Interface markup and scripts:
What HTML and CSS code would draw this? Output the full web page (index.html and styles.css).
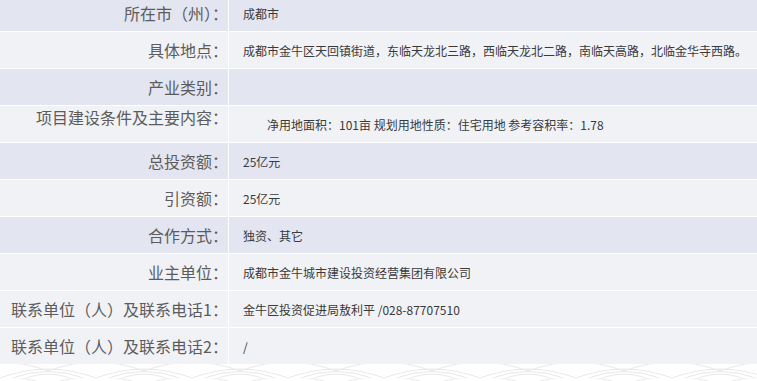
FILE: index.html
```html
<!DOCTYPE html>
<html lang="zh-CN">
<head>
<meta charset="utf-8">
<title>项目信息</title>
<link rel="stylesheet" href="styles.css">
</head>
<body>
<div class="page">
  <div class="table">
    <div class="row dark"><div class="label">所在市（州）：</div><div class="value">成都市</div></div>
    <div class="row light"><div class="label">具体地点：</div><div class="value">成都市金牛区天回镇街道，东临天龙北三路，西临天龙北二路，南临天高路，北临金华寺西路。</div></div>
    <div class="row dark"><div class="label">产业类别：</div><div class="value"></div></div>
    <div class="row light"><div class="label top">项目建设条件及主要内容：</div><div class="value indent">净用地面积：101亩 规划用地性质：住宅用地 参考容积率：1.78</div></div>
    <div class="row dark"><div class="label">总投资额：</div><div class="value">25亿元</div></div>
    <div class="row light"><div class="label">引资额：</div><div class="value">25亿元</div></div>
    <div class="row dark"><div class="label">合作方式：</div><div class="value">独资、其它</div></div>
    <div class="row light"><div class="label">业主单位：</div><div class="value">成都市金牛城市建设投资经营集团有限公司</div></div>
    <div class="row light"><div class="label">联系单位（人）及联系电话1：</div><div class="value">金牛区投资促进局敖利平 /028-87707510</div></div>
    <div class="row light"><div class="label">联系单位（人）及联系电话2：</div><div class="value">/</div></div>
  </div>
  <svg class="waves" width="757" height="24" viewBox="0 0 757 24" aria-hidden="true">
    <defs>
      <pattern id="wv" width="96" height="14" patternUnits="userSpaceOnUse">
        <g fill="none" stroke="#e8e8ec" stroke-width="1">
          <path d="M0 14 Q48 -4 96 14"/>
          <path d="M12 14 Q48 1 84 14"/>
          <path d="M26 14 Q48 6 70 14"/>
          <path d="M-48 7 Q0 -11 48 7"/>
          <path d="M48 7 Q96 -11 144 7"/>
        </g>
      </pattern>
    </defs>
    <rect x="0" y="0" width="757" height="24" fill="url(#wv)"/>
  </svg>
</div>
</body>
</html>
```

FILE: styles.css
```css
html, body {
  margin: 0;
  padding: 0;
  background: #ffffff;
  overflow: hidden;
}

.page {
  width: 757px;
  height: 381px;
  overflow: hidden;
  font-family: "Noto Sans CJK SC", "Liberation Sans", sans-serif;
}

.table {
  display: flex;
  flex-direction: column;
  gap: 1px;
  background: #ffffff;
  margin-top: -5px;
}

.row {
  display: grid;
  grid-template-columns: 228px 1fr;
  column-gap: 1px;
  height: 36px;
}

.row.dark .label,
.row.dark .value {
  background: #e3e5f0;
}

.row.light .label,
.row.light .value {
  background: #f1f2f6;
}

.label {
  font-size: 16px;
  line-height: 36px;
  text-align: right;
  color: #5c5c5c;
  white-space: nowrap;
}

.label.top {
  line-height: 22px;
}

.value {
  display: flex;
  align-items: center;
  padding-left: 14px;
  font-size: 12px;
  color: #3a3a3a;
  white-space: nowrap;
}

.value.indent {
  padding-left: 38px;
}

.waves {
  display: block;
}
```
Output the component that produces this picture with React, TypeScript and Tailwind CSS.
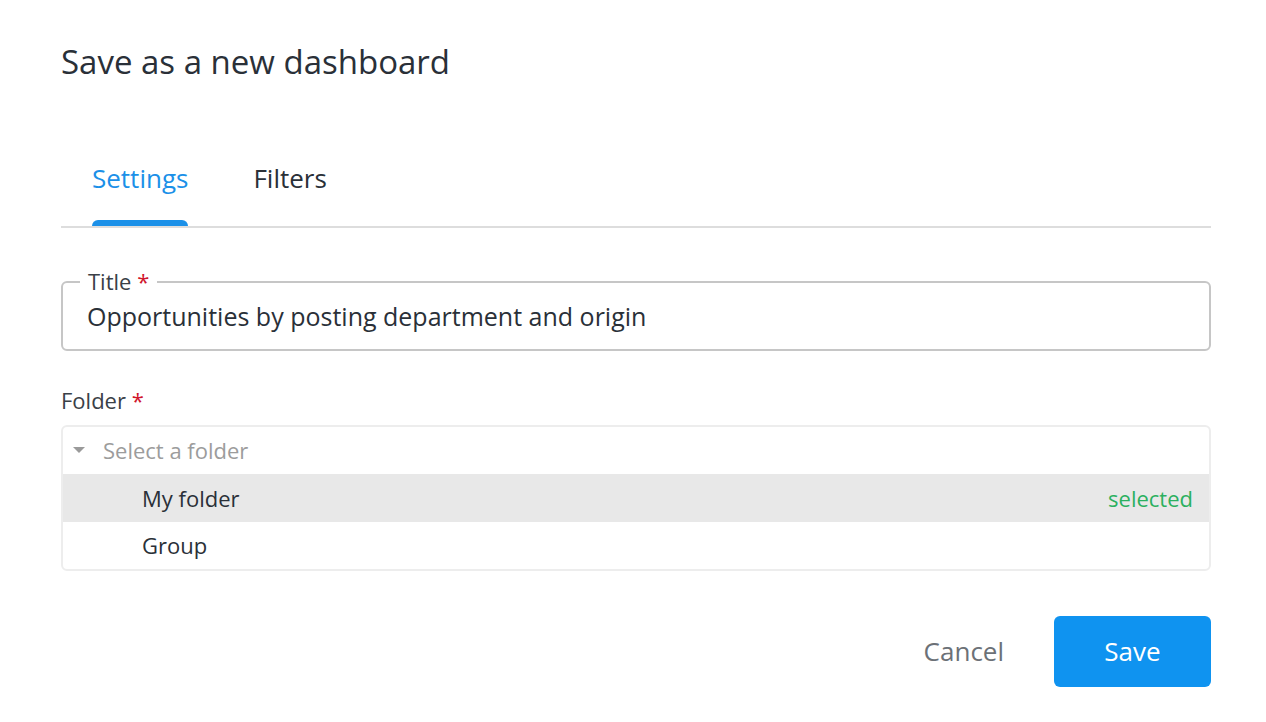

**GIVEN REQUEST:** Look through the entries above; copy every line holding the string "index".

**EXERCISE ANSWER:**
What HTML and CSS code would draw this? Output the full web page (index.html and styles.css).
FILE: index.html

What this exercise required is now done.